RE: What were the strong points of the SPARC CPU design? -
Titox - 02-20-2019
What were the strong points of the SPARC CPU design?
None, pure advertising and the little desire to change platforms in large companies with gigantic maintenance contracts and in-house Solaris software.
The same Intel Sun servers were a lot more powerful than the Sparc ones in that era. I bought a Sun Blade 1500 at the time of my Fuel and It was very dissapointing, very noisy and slow. Low specs graphics cards, etc.
I also have Netra and Sun Fire and any Intel -or AMD- server is way faster with a fration of the cost, even Sun Cobalts are better servers.

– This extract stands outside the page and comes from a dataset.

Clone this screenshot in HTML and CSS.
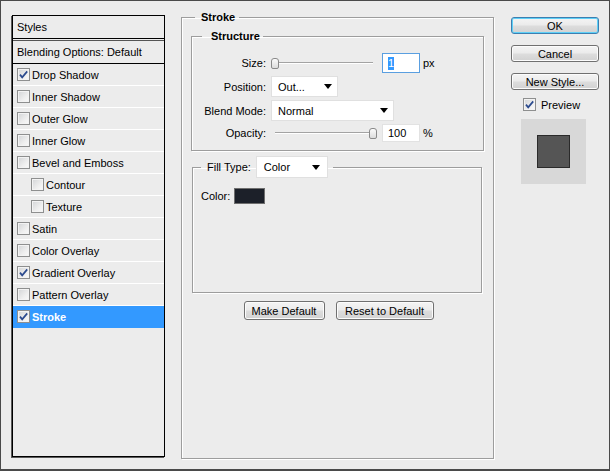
FILE: index.html
```html
<!DOCTYPE html>
<html>
<head>
<meta charset="utf-8">
<title>Layer Style</title>
<link rel="stylesheet" href="styles.css">
</head>
<body>
<div class="dialog">
  <div class="styles-panel">
    <div class="panel-head">Styles</div>
    <div class="panel-blend">Blending Options: Default</div>
    <ul class="style-list">
      <li class="item"><span class="cb"><svg viewBox="0 0 11 11"><path d="M2 5.6 L4.2 8.4 L9.2 2.4"/></svg></span>Drop Shadow</li>
      <li class="item"><span class="cb"></span>Inner Shadow</li>
      <li class="item"><span class="cb"></span>Outer Glow</li>
      <li class="item"><span class="cb"></span>Inner Glow</li>
      <li class="item"><span class="cb"></span>Bevel and Emboss</li>
      <li class="item sub"><span class="cb"></span>Contour</li>
      <li class="item sub"><span class="cb"></span>Texture</li>
      <li class="item"><span class="cb"></span>Satin</li>
      <li class="item"><span class="cb"></span>Color Overlay</li>
      <li class="item"><span class="cb"><svg viewBox="0 0 11 11"><path d="M2 5.6 L4.2 8.4 L9.2 2.4"/></svg></span>Gradient Overlay</li>
      <li class="item"><span class="cb"></span>Pattern Overlay</li>
      <li class="item active"><span class="cb"><svg viewBox="0 0 11 11"><path d="M2 5.6 L4.2 8.4 L9.2 2.4"/></svg></span>Stroke</li>
    </ul>
  </div>

  <fieldset class="group stroke-group">
    <legend class="legend-main">Stroke</legend>
    <fieldset class="group structure">
      <legend class="legend-sub">Structure</legend>
      <div class="form-grid">
        <span class="lbl">Size:</span>
        <div class="ctl">
          <div class="slider"><span class="thumb"></span></div>
          <div class="num focus"><span class="sel">1</span></div>
          <span class="unit">px</span>
        </div>
        <span class="lbl">Position:</span>
        <div class="ctl">
          <div class="select w-pos"><span>Out...</span><span class="arrow"></span></div>
        </div>
        <span class="lbl">Blend Mode:</span>
        <div class="ctl">
          <div class="select w-blend"><span>Normal</span><span class="arrow"></span></div>
        </div>
        <span class="lbl">Opacity:</span>
        <div class="ctl">
          <div class="slider end"><span class="thumb"></span></div>
          <div class="num short"><span>100</span></div>
          <span class="unit">%</span>
        </div>
      </div>
    </fieldset>

    <fieldset class="group fill">
      <legend class="legend-fill"><span class="fill-lbl">Fill Type:</span><span class="select w-fill"><span>Color</span><span class="arrow"></span></span></legend>
      <div class="color-row"><span>Color:</span><span class="swatch"></span></div>
    </fieldset>

    <div class="btn-row">
      <button class="btn w-make">Make Default</button>
      <button class="btn w-reset">Reset to Default</button>
    </div>
  </fieldset>

  <div class="side">
    <button class="btn side-btn default">OK</button>
    <button class="btn side-btn">Cancel</button>
    <button class="btn side-btn">New Style...</button>
    <div class="preview-row"><span class="cb"><svg viewBox="0 0 11 11"><path d="M2 5.6 L4.2 8.4 L9.2 2.4"/></svg></span>Preview</div>
    <div class="preview-box"><span class="preview-swatch"></span></div>
  </div>
</div>
</body>
</html>
```

FILE: styles.css
```css
* { box-sizing: border-box; }

html, body {
  margin: 0;
  padding: 0;
  background: #ececec;
}

body {
  font-family: "Liberation Sans", Arial, sans-serif;
  font-size: 11px;
  color: #000;
}

.dialog {
  width: 610px;
  height: 471px;
  border: 1px solid #4a4a4a;
  border-bottom-width: 2px;
  background: #ececec;
  display: flex;
  align-items: flex-start;
}

/* ---------- Left styles panel ---------- */
.styles-panel {
  width: 153px;
  height: 442px;
  margin: 14px 0 0 11px;
  border: 1px solid #000;
  box-shadow: -1px 1px 0 #5a5a5a;
  background: #ececec;
  display: flex;
  flex-direction: column;
}

.panel-head {
  height: 23px;
  line-height: 22px;
  padding-left: 4px;
  border-bottom: 1px solid #000;
}

.panel-blend {
  height: 24px;
  line-height: 22px;
  margin-top: 1px;
  padding-left: 4px;
  border-top: 1px solid #555;
  border-bottom: 1px solid #000;
}

.style-list {
  list-style: none;
  margin: 0;
  padding: 0;
}

.item {
  height: 22px;
  border-bottom: 1px solid #fff;
  display: flex;
  align-items: center;
  padding-left: 4px;
  white-space: nowrap;
}

.item.sub { padding-left: 18px; }

.item.active {
  background: #3399ff;
  color: #fff;
  font-weight: bold;
  border-bottom-color: #3399ff;
}

.cb {
  width: 13px;
  height: 13px;
  flex: none;
  margin-right: 2px;
  border: 1px solid #8e8f8f;
  background: linear-gradient(135deg, #d2d4d6 0%, #eeeeee 60%, #fafafa 100%);
  box-shadow: inset 0 0 0 1px #f3f3f3;
  display: flex;
  align-items: center;
  justify-content: center;
}

.cb svg {
  width: 11px;
  height: 11px;
  display: block;
}

.cb path {
  fill: none;
  stroke: #2b4a8e;
  stroke-width: 1.7;
}

/* ---------- Group boxes ---------- */
.group {
  margin: 0;
  min-inline-size: 0;
  border: 1px solid #9d9d9d;
  box-shadow: 1px 1px 0 #fff, inset 1px 1px 0 #fff;
}

.stroke-group {
  width: 313px;
  height: 448px;
  margin: 10px 0 0 16px;
  padding: 0 9px;
}

.legend-main {
  font-weight: bold;
  line-height: 13px;
  margin-left: 4px;
  padding: 0 4px 0 6px;
}

.structure {
  margin-top: 6px;
  padding: 10px 0 8px 0;
}

.legend-sub {
  font-weight: bold;
  line-height: 13px;
  margin-left: 10px;
  padding: 0 3px 0 9px;
}

.form-grid {
  display: grid;
  grid-template-columns: 74px auto;
  grid-template-rows: 20px 21px 21px 18px;
  column-gap: 5px;
  row-gap: 3px;
  align-items: center;
}

.lbl {
  text-align: right;
}

.ctl {
  display: flex;
  align-items: center;
  height: 100%;
}

.slider {
  width: 106px;
  height: 12px;
  display: flex;
  align-items: center;
  justify-content: flex-start;
  background:
    linear-gradient(to bottom, transparent 5px, #a3a3a3 5px, #a3a3a3 6px, #ffffff 6px, #ffffff 7px, transparent 7px)
    center / calc(100% - 8px) 100% no-repeat;
}

.slider.end { justify-content: flex-end; }

.thumb {
  width: 8px;
  height: 11px;
  border: 1px solid #8a8a8a;
  border-radius: 3px 3px 2px 2px;
  background: linear-gradient(to bottom, #fbfbfb, #dcdcdc);
}

.num {
  width: 38px;
  height: 20px;
  margin-left: 5px;
  background: #fff;
  border: 1px solid #e2e2e2;
  padding-left: 5px;
  display: flex;
  align-items: center;
}

.num.focus {
  border-color: #5a9fe0;
}

.num.short { height: 18px; }

.sel {
  background: #3399ff;
  color: #fff;
  line-height: 13px;
}

.unit {
  margin-left: 3px;
}

.select {
  height: 21px;
  background: #fff;
  border: 1px solid #e0e0e0;
  display: flex;
  align-items: center;
  justify-content: space-between;
  padding: 0 5px 0 6px;
}

.w-pos { width: 67px; }
.w-blend { width: 123px; }

.arrow {
  width: 0;
  height: 0;
  border-left: 4px solid transparent;
  border-right: 4px solid transparent;
  border-top: 5px solid #000;
}

/* ---------- Fill ---------- */
.fill {
  margin: 5px 2px 0 1px;
  padding: 10px 8px 88px;
}

.legend-fill {
  margin-left: 0;
  padding: 0 5px 0 6px;
  display: flex;
  align-items: center;
  font-weight: normal;
}

.fill-lbl { margin-right: 5px; }

.w-fill {
  width: 72px;
  height: 22px;
  padding: 0 7px 0 7px;
}

.color-row {
  display: flex;
  align-items: center;
  height: 16px;
}

.swatch {
  width: 31px;
  height: 16px;
  margin-left: 4px;
  background: #1c2029;
  border: 1px solid #6e6e6e;
}

/* ---------- Buttons ---------- */
.btn {
  font-family: "Liberation Sans", Arial, sans-serif;
  font-size: 11px;
  color: #000;
  padding: 0;
  border: 1px solid #707070;
  border-radius: 3px;
  background: linear-gradient(to bottom, #f4f4f4 0%, #ebebeb 48%, #dddddd 52%, #d2d2d2 100%);
  box-shadow: inset 0 0 0 1px #fcfcfc;
  cursor: default;
}

.btn-row {
  display: flex;
  justify-content: center;
  gap: 11px;
  margin-top: 8px;
  padding-left: 2px;
}

.w-make { width: 81px; height: 19px; }
.w-reset { width: 98px; height: 19px; }

.side {
  width: 88px;
  margin: 16px 0 0 17px;
  display: flex;
  flex-direction: column;
}

.side-btn {
  width: 88px;
  height: 17px;
  margin-bottom: 11px;
}

.side-btn.default {
  border-color: #3c7fb1;
  box-shadow: inset 0 0 0 1px #5fd0f7;
}

.preview-row {
  display: flex;
  align-items: center;
  height: 15px;
  margin: -4px 0 0 12px;
}

.preview-row .cb { margin-right: 5px; }

.preview-box {
  width: 65px;
  height: 65px;
  margin: 7px 0 0 10px;
  background: #d8d8d8;
  display: flex;
  align-items: center;
  justify-content: center;
}

.preview-swatch {
  width: 33px;
  height: 33px;
  background: #555;
  border: 1px solid #2a2a2a;
}
```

RE: What were the strong points of the SPARC CPU design? -
Raion - 02-21-2019
SPARC always has had extremely parallel workloads that focus on high thread counts. Tbh anything before Fujitsu's SPARC64X is not really competitive for GP.
I have a SPARCVIII Fujitsu at my friend's server farm and it does decently well. Think performance of a decent Nehalem.
RE: What were the strong points of the SPARC CPU design? -
escimo - 02-21-2019
I don't know how the software mentioned (Quake 3, Blender) are written in case of parallelism by using instruction set extension (e.g. VIS) and special purpose libs (e.g. Sun Performance Lib, OpenMP, ...). So it's hard to quantify in excuse with the user's experience/feeling, better by analyzing the program behavior at runtime (metrics) more precisely and/or take a look into the sources.
Until new arrival of competiting techs by Intel/AMD Sun systems were quite popular by running EDA, MCAD, pre-press, technical documentation, network and database applications with footprints much heavier as a x86 server was able to achieve at this time and with the same price point.
Also Sun was never a "real" competitor in the graphics area, even though Sun offered some innovative and reasonable graphic products for their customer base, e.g. VX/MVX, GX, GT, ZX (Leo), Elite3D, XVR-4000 for hardware, pixrect, XGL/XIL for software, compared to other vendor products (e.g. SGI Infinite Reality for HW, OpenGL for SW).
The idea to use a register file with reg windows the SPARC ISA wasn't bad at the time, if looking at the source code and runtime level for technical apps. But the realization was maybe not as good as it was intended to be (e.g. some regs are locked exclusive to the OS for calls/returns, #func args <6, win over/underflow handling) and easiest to understand. Once SPARC systems (hipe "RISC") performed better than any mk68030 or i386/486 (CISC). Sun tried to get better performance by implementing ILP into their CPUs using them as large SMP shared memory systems (SPARCserver 6x0MP -> sun4m), introduced multi-threading mechanisms by splitting heavy procs into smaller and mem-shared pieces and binding these to LWPs which were distributed by Solaris 2.x to all CPU's available. That followed by ... as well as all other vendors (SGI, HP, IBM and Intel/AMD running on MSW, GNU/Linux) did. And the story is still going on.
RE: What were the strong points of the SPARC CPU design? -
vishnu - 03-21-2019
My Blade 2500 with two 1.6GHz UltraSPARC IIIi and an XVR-1200 has always run Pro/E Wildfire 4 really, really well...
RE: What were the strong points of the SPARC CPU design? -
stormy - 06-02-2019
Irinikus, you mentioned poor Q3 performance on a 6 processor system, did you enable multiprocessing in the engine? The command is r_smp 1. You might need to add it to the autoexec.cfg.